Prableen Kaur has arrived at Grorud Naersenter, a drab shopping mall on the outskirts of Oslo, armed with hundreds of red roses and an unshakable faith in Norway’s democracy. The roses are an easy sell. “It’s an icebreaker — people usually don’t say no,” the 20-year-old Labor Party candidate says as she thrusts flowers and campaign leaflets into shoppers’ hands.
Harder to understand is her tolerance toward those sharing the views of Anders Behring Breivik, the white supremacist who left her cowering under the bodies of her friends as he calmly shot dead 69 people at a Labor Party youth camp on Utoya Island two years ago. He claimed to be on a crusade against multiculturalism and immigration, intent on wiping out the future generation of a party he blamed for the “Islamic invasion” of Norway.
“People can share their thoughts and their opinions — it is their democratic right,” says Kaur, who survived the July 22 massacre by leaping into the cold fjord. “I think democracy works better if every different opinion can be a part of the debate.”
The problem for Kaur is that the democratic system she cherishes is forecast to oust the Labor Party after eight years in power. Elections next month could even see an anti-immigration party that once counted Breivik as a member join a coalition government for the first time.

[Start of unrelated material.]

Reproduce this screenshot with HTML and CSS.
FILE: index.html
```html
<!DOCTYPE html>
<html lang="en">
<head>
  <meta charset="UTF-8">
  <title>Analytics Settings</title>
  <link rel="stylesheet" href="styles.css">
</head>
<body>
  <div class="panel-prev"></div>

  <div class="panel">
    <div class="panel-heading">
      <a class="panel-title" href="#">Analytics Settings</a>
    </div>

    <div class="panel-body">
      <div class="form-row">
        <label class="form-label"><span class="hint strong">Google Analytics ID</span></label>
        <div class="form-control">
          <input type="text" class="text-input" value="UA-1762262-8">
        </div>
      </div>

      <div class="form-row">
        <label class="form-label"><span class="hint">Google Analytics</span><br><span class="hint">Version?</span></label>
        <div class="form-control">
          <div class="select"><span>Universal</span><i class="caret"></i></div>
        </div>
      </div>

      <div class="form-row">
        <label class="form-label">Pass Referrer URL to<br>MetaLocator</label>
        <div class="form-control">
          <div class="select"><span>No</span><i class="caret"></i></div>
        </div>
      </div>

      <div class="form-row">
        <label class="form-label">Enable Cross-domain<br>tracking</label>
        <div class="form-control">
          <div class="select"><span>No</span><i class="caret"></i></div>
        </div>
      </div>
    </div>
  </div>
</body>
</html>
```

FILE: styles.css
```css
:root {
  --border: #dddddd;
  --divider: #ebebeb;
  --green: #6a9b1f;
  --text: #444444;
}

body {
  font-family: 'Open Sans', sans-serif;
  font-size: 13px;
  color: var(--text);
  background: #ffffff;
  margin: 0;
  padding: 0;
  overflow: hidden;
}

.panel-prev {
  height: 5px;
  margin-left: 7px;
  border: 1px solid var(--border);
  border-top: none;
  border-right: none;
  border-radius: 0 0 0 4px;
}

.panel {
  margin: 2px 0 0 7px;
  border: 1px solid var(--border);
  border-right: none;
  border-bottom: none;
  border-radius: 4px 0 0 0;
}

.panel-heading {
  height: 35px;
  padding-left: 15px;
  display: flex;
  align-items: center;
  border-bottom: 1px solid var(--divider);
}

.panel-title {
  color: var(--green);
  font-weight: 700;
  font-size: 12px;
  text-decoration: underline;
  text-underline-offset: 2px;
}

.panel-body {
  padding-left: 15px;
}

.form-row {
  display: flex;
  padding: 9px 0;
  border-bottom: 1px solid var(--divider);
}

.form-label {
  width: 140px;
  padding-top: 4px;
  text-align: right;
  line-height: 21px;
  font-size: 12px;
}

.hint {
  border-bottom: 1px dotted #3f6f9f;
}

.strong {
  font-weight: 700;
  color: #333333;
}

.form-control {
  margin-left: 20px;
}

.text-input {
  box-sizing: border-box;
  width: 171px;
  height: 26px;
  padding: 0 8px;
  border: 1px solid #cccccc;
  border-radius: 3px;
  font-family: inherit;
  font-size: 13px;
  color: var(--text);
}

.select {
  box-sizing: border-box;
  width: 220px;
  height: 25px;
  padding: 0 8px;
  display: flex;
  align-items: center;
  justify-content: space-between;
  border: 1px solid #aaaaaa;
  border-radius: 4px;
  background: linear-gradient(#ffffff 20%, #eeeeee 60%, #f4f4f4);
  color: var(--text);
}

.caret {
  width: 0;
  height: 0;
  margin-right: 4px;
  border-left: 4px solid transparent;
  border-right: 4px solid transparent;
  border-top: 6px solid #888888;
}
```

Outside the political process, far-right extremists whose voices fell silent after the attacks are back on blogs peddling their hate. Kaur points to a proliferation of anti-immigrant views on the comments sections of newspaper websites. Ronny Alte, the former head of the extreme-right Norwegian Defence League who quit after Breivik’s massacre, now runs a new website that includes rants against Islamic culture. Antiracism campaigners say society failed to mount any real challenge to their views after Utoya, preferring to blame a lone fanatic rather than examining some of the more mainstream prejudices that shaped his worldview. The extremists, says Shoaib Mohammad Sultan, an adviser to the Norwegian Centre Against Racism, “have sort of got away with it.”
In theory, Norway should be immune to some of the more inflammatory rhetoric aimed at migrants elsewhere in Europe, where high unemployment leaves locals looking for easy scapegoats. The vast oil reserves discovered in the 1960s have transformed Norway into one of the richest nations in the world, with generous state benefits and enough jobs to go around.

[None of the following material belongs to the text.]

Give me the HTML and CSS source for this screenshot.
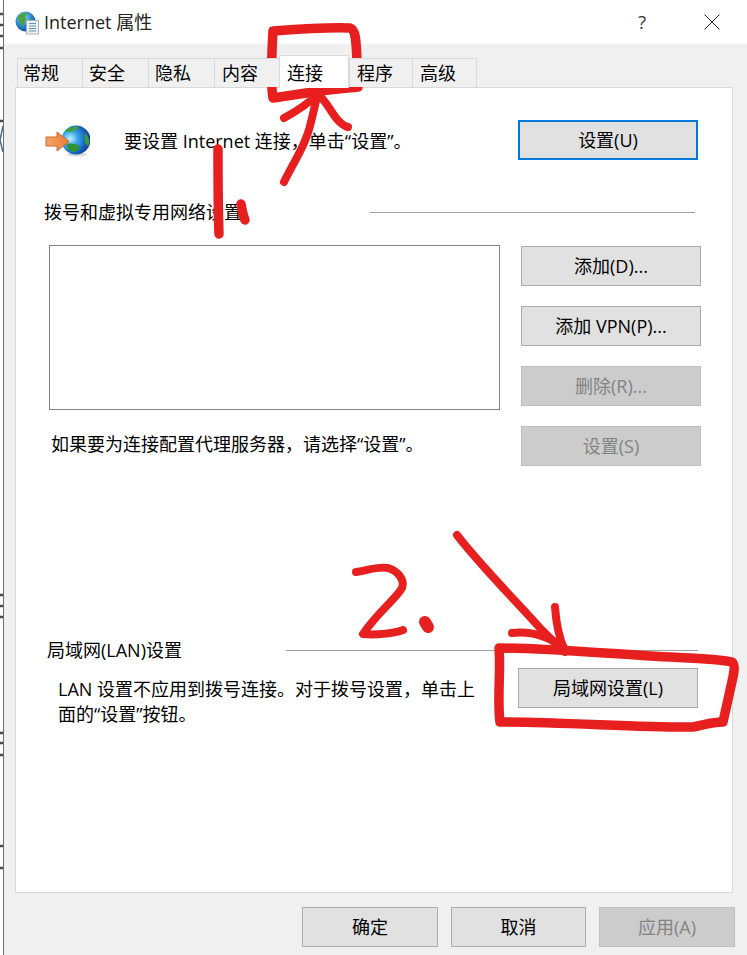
FILE: index.html
```html
<!DOCTYPE html>
<html lang="zh-CN">
<head>
<meta charset="utf-8">
<title>Internet 属性</title>
<link rel="stylesheet" href="styles.css">
</head>
<body>
<div class="screen">
  <div class="backdrop">
    <svg viewBox="0 0 3 955" width="3" height="955">
      <path d="M0 14h3M0 25h3M0 36h3M0 48h3M0 121h3M0 595h3M0 606h3M0 617h3M0 733h3M0 743h3M0 755h3M0 846h3M0 868h3" stroke="#4a4a4a" stroke-width="2.500"/>
      <path d="M3 126L0 140 3 152" stroke="#4a6a8a" stroke-width="1.500" fill="none"/>
    </svg>
  </div>
  <div class="dialog">
    <header class="titlebar">
      <svg class="title-icon" viewBox="0 0 24 24" width="24" height="24">
        <defs>
          <radialGradient id="sea1" cx="38%" cy="30%" r="75%"><stop offset="0" stop-color="#9ad4f5"/><stop offset=".55" stop-color="#2a86d0"/><stop offset="1" stop-color="#0f4c96"/></radialGradient>
        </defs>
        <circle cx="10.5" cy="10.5" r="10" fill="url(#sea1)"/>
        <path d="M3 6c2-3 6-5 9-4 1 1-1 3-2 3 1 2 2 4 0 6-1 2-1 3-2 5-2-1-2-3-3-5-1 0-2-2-2-5z" fill="#4aa63c"/>
        <path d="M14 9c2-1 4 0 6 1 0 3-1 6-3 8-2-1-3-3-3-5 0-1-1-3 0-4z" fill="#3f9a37"/>
        <rect x="11.500" y="9.500" width="12" height="13.500" fill="#eef1f4" stroke="#a9b2ba"/>
        <path d="M14 12.500h7M14 15h7M14 17.500h7M14 20h7" stroke="#5f93b8" stroke-width="1"/>
      </svg>
      <span class="title-text">Internet 属性</span>
      <span class="help">?</span>
      <svg class="close" viewBox="0 0 16 16" width="16" height="16"><path d="M.5.500l15 15M15.500.500l-15 15" stroke="#222" stroke-width="1" fill="none"/></svg>
    </header>
    <div class="client">
      <nav class="tabs">
        <span class="tab t1">常规</span>
        <span class="tab t2">安全</span>
        <span class="tab t3">隐私</span>
        <span class="tab t4">内容</span>
        <span class="tab active">连接</span>
        <span class="tab t6">程序</span>
        <span class="tab t7">高级</span>
      </nav>
      <main class="panel">
        <section class="setup-row">
          <svg class="globe" viewBox="0 0 46 34" width="46" height="34">
            <defs>
              <radialGradient id="sea2" cx="30%" cy="45%" r="72%"><stop offset="0" stop-color="#c4f0fb"/><stop offset=".35" stop-color="#3fa8e8"/><stop offset=".75" stop-color="#1560c0"/><stop offset="1" stop-color="#0b3a80"/></radialGradient>
              <linearGradient id="arr" x1="0" x2="1"><stop offset="0" stop-color="#f3a468"/><stop offset="1" stop-color="#f07c30"/></linearGradient>
            </defs>
            <ellipse cx="33" cy="31.500" rx="10" ry="1.800" fill="#d5d7d8"/>
            <circle cx="32" cy="17" r="14.500" fill="url(#sea2)"/>
            <path d="M21 8c3-3 8-5 13-4 1 1-1 3-4 4-2 0-3 1-4 1-2 0-3 0-5-1z" fill="#3fa23a"/>
            <path d="M41 10c2 1 4 5 4.500 8 0 2-.5 4-1.500 5-2-1-3.500-3-3-6 0-2-1-4 0-7z" fill="#3a9a3a"/>
            <path d="M23 21c4-1 9 0 13 2 0 2-2 4-4 5.500-3 .5-5 0-7-1-1-2-2-4-2-6.500z" fill="#2f9238"/>
            <path d="M2 14h11V9l12 9.500L13 28v-5H2z" fill="url(#arr)" stroke="#d0682a" stroke-width="1"/>
          </svg>
          <p class="setup-text">要设置 Internet 连接，单击“设置”。</p>
          <button class="btn default setup-btn">设置(U)</button>
        </section>

        <div class="group-head dial-head">
          <span class="group-label">拨号和虚拟专用网络设置</span>
          <span class="rule"></span>
        </div>

        <section class="dial">
          <div class="dial-left">
            <div class="listbox"></div>
            <p class="proxy-text">如果要为连接配置代理服务器，请选择“设置”。</p>
          </div>
          <div class="dial-btns">
            <button class="btn wide">添加(D)...</button>
            <button class="btn wide">添加 VPN(P)...</button>
            <button class="btn wide disabled">删除(R)...</button>
            <button class="btn wide disabled">设置(S)</button>
          </div>
        </section>

        <div class="group-head lan-head">
          <span class="group-label">局域网(LAN)设置</span>
          <span class="rule"></span>
        </div>

        <section class="lan">
          <p class="lan-text">LAN 设置不应用到拨号连接。对于拨号设置，单击上面的“设置”按钮。</p>
          <button class="btn lan-btn">局域网设置(L)</button>
        </section>
      </main>
      <footer class="footer">
        <button class="btn foot-a">确定</button>
        <button class="btn foot-b">取消</button>
        <button class="btn foot-c disabled">应用(A)</button>
      </footer>
    </div>
  </div>
  <svg class="ink" viewBox="0 0 747 955" width="747" height="955" fill="none" stroke="#e81f1f" stroke-width="8" stroke-linecap="round" stroke-linejoin="round">
    <path class="heavy" d="M273 31C300 29 330 27 350 28 356 30 356 40 357 60L358 87C340 89 325 90 313 92L273 98C270 80 272 50 273 31Z"/>
    <path d="M284 182C292 165 306 145 311 122 314 110 316 100 318 94"/>
    <path d="M284 118C295 112 308 104 318 94 325 100 330 110 336 118 340 123 344 126 348 127"/>
    <path class="heavy" d="M218 149C218 180 218 210 219 234"/>
    <path class="heavy" d="M241 204C242 210 243 215 245 220"/>
    <path d="M356 572C365 571 378 566 388 568 398 571 405 580 402 588 395 600 378 612 363 634 375 635 392 634 403 630"/>
    <path class="dot" d="M425 622L428 627"/>
    <path d="M457 535C480 565 515 600 540 628 550 638 558 646 565 652"/>
    <path d="M555 607C556 622 558 636 565 651"/>
    <path d="M512 633C530 631 550 636 568 651"/>
    <path class="heavy" d="M499 648C540 648 600 653 650 656 680 658 715 658 732 662 737 666 732 680 729 695L723 722C710 722 705 725 693 727 650 728 560 722 500 722 497 700 501 670 499 648Z"/>
  </svg>
</div>
</body>
</html>
```

FILE: styles.css
```css
* { box-sizing: border-box; }
html, body { margin: 0; padding: 0; background: #fff; }
body {
  font-family: "Open Sans", "Noto Sans CJK SC", sans-serif;
  font-size: 18px;
  color: #000;
}
p { margin: 0; }
.screen { position: relative; width: 747px; height: 955px; display: flex; overflow: hidden; }
.backdrop { width: 4px; flex: none; border-right: 1px solid #6f6f6f; background: #fff; line-height: 0; }
.dialog { flex: 1; display: flex; flex-direction: column; min-width: 0; }

.titlebar { height: 44px; flex: none; display: flex; align-items: center; background: #fff; padding-left: 11px; }
.title-icon { flex: none; margin-right: 5px; margin-top: 1px; }
.title-text { font-size: 18px; line-height: 24px; color: #222; }
.help { margin-left: auto; font-size: 18px; color: #333; margin-right: 58px; }
.close { margin-right: 27px; }

.client { flex: 1; background: #f0f0f0; padding: 0 10px 0 11px; display: flex; flex-direction: column; }
.tabs { height: 43px; display: flex; align-items: flex-end; padding-left: 2px; position: relative; z-index: 1; }
.tab {
  height: 29px; line-height: 28px; padding-left: 6px;
  background: #f0f0f0; border: 1px solid #d9d9d9; border-bottom: 0; margin-right: -1px;
  color: #000; font-size: 18px;
}
.t1 { width: 66px; padding-left: 5px; }
.t2 { width: 67px; }
.t3 { width: 67px; }
.t4 { width: 66px; padding-left: 7px; }
.t6 { width: 64px; padding-left: 7px; }
.t7 { width: 65px; padding-left: 7px; }
.tab.active { width: 70px; height: 33px; line-height: 34px; padding-left: 7px; background: #fff; margin-bottom: -1px; margin-right: 0; position: relative; }

.panel { height: 806px; width: 718px; flex: none; background: #fff; border: 1px solid #d9d9d9; padding: 32px 31px 0 28px; display: flex; flex-direction: column; }
.setup-row { display: flex; align-items: center; height: 40px; padding-right: 3px; }
.globe { flex: none; margin-right: 34px; }
.setup-text { flex: 1; font-size: 18px; padding-bottom: 1px; }
.btn {
  font: inherit; font-size: 18px; color: #000; background: #e1e1e1;
  border: 1px solid #adadad; padding: 0 0 2px; height: 40px; flex: none;
  display: flex; align-items: center; justify-content: center;
}
.btn.disabled { background: #ccc; color: #838383; border-color: #bfbfbf; }
.btn.default { border: 2px solid #0078d7; }
.setup-btn { width: 180px; }

.group-head { display: flex; align-items: center; }
.dial-head { height: 24px; margin-top: 40px; margin-right: 6px; }
.group-label { font-size: 18px; line-height: 24px; }
.rule { flex: 1; height: 1px; background: #a0a0a0; }
.dial-head .rule { margin-left: 128px; }

.dial { display: flex; margin-top: 21px; }
.dial-left { width: 451px; margin-left: 5px; flex: none; }
.listbox { height: 165px; border: 1px solid #828282; background: #fff; }
.proxy-text { margin-top: 21px; margin-left: 2px; line-height: 26px; white-space: nowrap; }
.dial-btns { margin-left: 21px; margin-top: 1px; display: flex; flex-direction: column; gap: 20px; }
.wide { width: 180px; }

.lan-head { height: 24px; margin-top: 172px; margin-left: 3px; margin-right: 3px; }
.lan-head .rule { margin-left: 104px; }
.lan { display: flex; margin-top: 6px; margin-left: 14px; }
.lan-text { width: 432px; line-height: 25px; margin-top: 9px; flex: none; }
.lan-btn { width: 180px; margin-left: 28px; }

.footer { flex: 1; display: flex; padding: 14px 0 0 287px; }
.foot-a { width: 136px; }
.foot-b { width: 135px; margin-left: 13px; }
.foot-c { width: 136px; margin-left: 13px; }

.ink { position: absolute; left: 0; top: 0; pointer-events: none; }
.ink .heavy { stroke-width: 9.5px; }
.ink .dot { stroke-width: 12px; }
```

But there remain pronounced existential fears that far-right parties across the sparsely populated north of Europe exploit: a perception that traditional Scandinavian values of liberalism and Christianity are under threat, in particular by radical Islam, despite just a tiny minority of people airing such views. Norway is not alone. An anti-immigration party frequently polls as the third most popular in Sweden. The Danish Prime Minister this week felt compelled to stress that pork meatballs should be served at day-care centers, after a noisy tabloid debate about Islamic customs being adopted by state institutions.
That Norway failed to turn a corner after Breivik’s massacre is disappointment to many of his intended victims. In the months that followed the attack, it looked like the impact on the political debate could be profound. Although the anti-immigration Progress Party immediately condemned the actions of Breivik, who left their ranks in 2006, it lost a third of its support at municipal elections in 2011. The Labor Prime Minister Jens Stoltenberg was praised for his dignity and sensitivity, and the party fared better than expected at the local polls.

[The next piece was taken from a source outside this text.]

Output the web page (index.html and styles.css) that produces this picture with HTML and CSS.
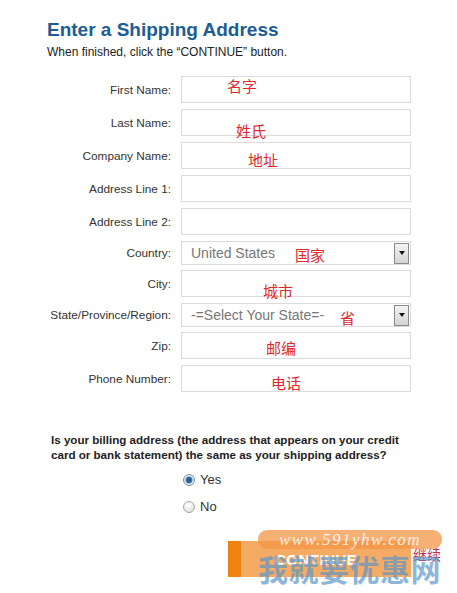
FILE: index.html
```html
<!DOCTYPE html>
<html lang="en">
<head>
  <meta charset="UTF-8">
  <title>Enter a Shipping Address</title>
  <link rel="stylesheet" href="styles.css">
</head>
<body>
  <div class="page">
    <div class="page-header">
      <h1>Enter a Shipping Address</h1>
      <p>When finished, click the &ldquo;CONTINUE&rdquo; button.</p>
    </div>

    <div class="address-form">
      <div class="form-row">
        <label>First Name:</label>
        <div class="field">
          <span class="note note-first">名字</span>
        </div>
      </div>
      <div class="form-row">
        <label>Last Name:</label>
        <div class="field">
          <span class="note note-last">姓氏</span>
        </div>
      </div>
      <div class="form-row">
        <label>Company Name:</label>
        <div class="field">
          <span class="note note-company">地址</span>
        </div>
      </div>
      <div class="form-row">
        <label>Address Line 1:</label>
        <div class="field"></div>
      </div>
      <div class="form-row">
        <label>Address Line 2:</label>
        <div class="field"></div>
      </div>
      <div class="form-row row-select">
        <label>Country:</label>
        <div class="field field-select">
          <span class="select-value">United States</span>
          <span class="select-arrow"></span>
          <span class="note note-country">国家</span>
        </div>
      </div>
      <div class="form-row">
        <label>City:</label>
        <div class="field">
          <span class="note note-city">城市</span>
        </div>
      </div>
      <div class="form-row row-select">
        <label>State/Province/Region:</label>
        <div class="field field-select">
          <span class="select-value">-=Select Your State=-</span>
          <span class="select-arrow"></span>
          <span class="note note-state">省</span>
        </div>
      </div>
      <div class="form-row">
        <label>Zip:</label>
        <div class="field">
          <span class="note note-zip">邮编</span>
        </div>
      </div>
      <div class="form-row">
        <label>Phone Number:</label>
        <div class="field">
          <span class="note note-phone">电话</span>
        </div>
      </div>
    </div>

    <div class="billing">
      <p class="billing-question">Is your billing address (the address that appears on your credit<br>card or bank statement) the same as your shipping address?</p>
      <div class="radio-list">
        <div class="radio-option">
          <span class="radio checked"></span>
          <span>Yes</span>
        </div>
        <div class="radio-option">
          <span class="radio"></span>
          <span>No</span>
        </div>
      </div>
    </div>

    <div class="actions">
      <div class="btn-continue">
        <span class="btn-edge"></span>
        <span class="btn-label">CONTINUE</span>
      </div>
      <span class="note-continue">继续</span>
    </div>

    <div class="watermark">
      <div class="watermark-url">www.591yhw.com</div>
      <div class="watermark-name">我就要优惠网</div>
    </div>
  </div>
</body>
</html>
```

FILE: styles.css
```css
* {
  margin: 0;
  padding: 0;
  box-sizing: border-box;
}

body {
  width: 457px;
  min-height: 593px;
  background: #fff;
  font-family: "Liberation Sans", Arial, "Noto Sans CJK SC", sans-serif;
  color: #333;
}

.page {
  position: relative;
  padding-top: 19px;
  min-height: 593px;
}

.page-header {
  padding-left: 47px;
}

.page-header h1 {
  font-size: 19px;
  font-weight: 700;
  line-height: 22px;
  color: #1b5d94;
}

.page-header p {
  font-size: 12px;
  line-height: 14px;
  margin-top: 4px;
  color: #222;
}

.address-form {
  margin-top: 17px;
  display: flex;
  flex-direction: column;
}

.form-row {
  display: flex;
  align-items: center;
  gap: 10px;
  margin-bottom: 6px;
}

.form-row.row-select {
  margin-bottom: 5px;
}

.form-row label {
  width: 171px;
  text-align: right;
  font-size: 11.8px;
  color: #333;
}

.field {
  position: relative;
  width: 230px;
  height: 27px;
  border: 1px solid #dcdcdc;
  background: #fff;
}

.field-select {
  height: 24px;
  display: flex;
  align-items: center;
  justify-content: space-between;
  padding-left: 9px;
  padding-right: 1px;
}

.select-value {
  font-size: 14px;
  color: #777;
}

.select-arrow {
  width: 15px;
  height: 21px;
  border: 1px solid #8a8a8a;
  background: linear-gradient(#f4f4f4, #d4d4d4);
  display: flex;
  align-items: center;
  justify-content: center;
}

.select-arrow::after {
  content: "";
  border-left: 3px solid transparent;
  border-right: 3px solid transparent;
  border-top: 4px solid #111;
}

/* red hand-written notes laid over the fields */
.note {
  position: absolute;
  font-family: "Noto Sans CJK SC", sans-serif;
  font-size: 15px;
  line-height: 16px;
  color: #e0282c;
  white-space: nowrap;
}

.note-first { left: 45px; top: 1px; }
.note-last { left: 54px; top: 13px; }
.note-company { left: 66px; top: 9px; }
.note-country { left: 113px; top: 5px; }
.note-city { left: 81px; top: 12px; }
.note-state { left: 158px; top: 6px; }
.note-zip { left: 84px; top: 7px; }
.note-phone { left: 89px; top: 9px; }

.billing {
  margin-top: 34px;
}

.billing-question {
  padding-left: 51px;
  font-size: 11.6px;
  font-weight: 700;
  line-height: 15px;
  color: #222;
  white-space: nowrap;
}

.radio-list {
  margin-top: 9px;
  padding-left: 183px;
  display: flex;
  flex-direction: column;
  gap: 10px;
}

.radio-option {
  display: flex;
  align-items: center;
  gap: 5px;
  font-size: 13px;
  line-height: 17px;
  color: #333;
}

.radio {
  width: 12px;
  height: 12px;
  border-radius: 50%;
  border: 1px solid #a8a8a8;
  background: radial-gradient(circle at 40% 35%, #fff, #d8d8d8);
}

.radio.checked {
  border-color: #7d94a8;
  background: radial-gradient(circle, #1c4f7c 0, #3b78ad 3px, #e8eef4 4px, #c9d4de 100%);
}

.actions {
  margin-top: 26px;
  padding-left: 228px;
  display: flex;
  align-items: flex-start;
}

.btn-continue {
  width: 183px;
  height: 36px;
  background: #f6ab65;
  display: flex;
  align-items: center;
}

.btn-edge {
  width: 13px;
  height: 100%;
  background: #ef8311;
}

.btn-label {
  margin-left: 34px;
  font-size: 15px;
  font-weight: 700;
  color: #fff;
  letter-spacing: 0.5px;
}

.note-continue {
  margin-left: 2px;
  margin-top: 5px;
  font-family: "Noto Sans CJK SC", sans-serif;
  font-size: 14px;
  line-height: 16px;
  color: #c0305a;
}

/* site watermark stamped over the button */
.watermark {
  position: absolute;
  left: 258px;
  top: 530px;
  width: 184px;
}

.watermark-url {
  height: 19px;
  border-radius: 9px;
  background: rgba(243, 150, 70, 0.75);
  font-family: "Liberation Serif", "DejaVu Serif", serif;
  font-style: italic;
  font-size: 17px;
  line-height: 19px;
  letter-spacing: 1.5px;
  text-align: center;
  color: rgba(255, 255, 255, 0.85);
}

.watermark-name {
  margin-top: 4px;
  font-family: "Noto Sans CJK SC", sans-serif;
  font-size: 30px;
  font-weight: 700;
  line-height: 31px;
  letter-spacing: 0.5px;
  color: rgba(90, 150, 200, 0.7);
  white-space: nowrap;
}
```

But the wave of sympathy was tarnished a year later when a report revealed a catalog of security failings leading up to Breivik’s rampage. The Progress Party, meanwhile, has tweaked some of its rhetoric and now bills itself as a mainstream movement in the mold of U.S. Republicans or the British Conservative Party. “Our heroes,” Progress Party candidate Kristian Norheim says as he walks past photos of Margaret Thatcher and Ronald Reagan adorning the corridors of their offices.
Norheim is at pains to portray the Progress Party as a “folkish” movement guided by Ayn Rand’s philosophy of the power of the individual over the state. Questions about previous pledges to cap immigration and their views on Muslims are met with tracts on protecting freedom of speech and women’s rights. Breivik is referred to as “that bastard.”
But comments by Progress Party leader Siv Jensen last year that Norway should “arrange a bus” and deport people from the Roma minority raised concerns that their values remained the same.
“I had hoped that the debate had changed and that it would be a more tolerant debate, at least from the politicians,” says Asmund Aukrust, 28, one of 33 Labor Party members running for Parliament next month who survived the Utoya massacre.
How many people share such views will become clearer after the elections. Current opinion polls suggest a Conservative-led coalition that would likely include the Progress Party, with voters looking for a change after two terms of Labor. But whichever party emerges victorious, Labor candidates are adamant that there is one person who will never win. That is Breivik, who is currently serving a 21-year sentence for the island shooting and a bomb in Oslo that killed eight.
“His goal was to crush the Labor Party,” says Stine Renate Haheim, another Utoya survivor running for office. “He didn’t succeed. The AUF [Labor Party youth wing] is stronger than ever.”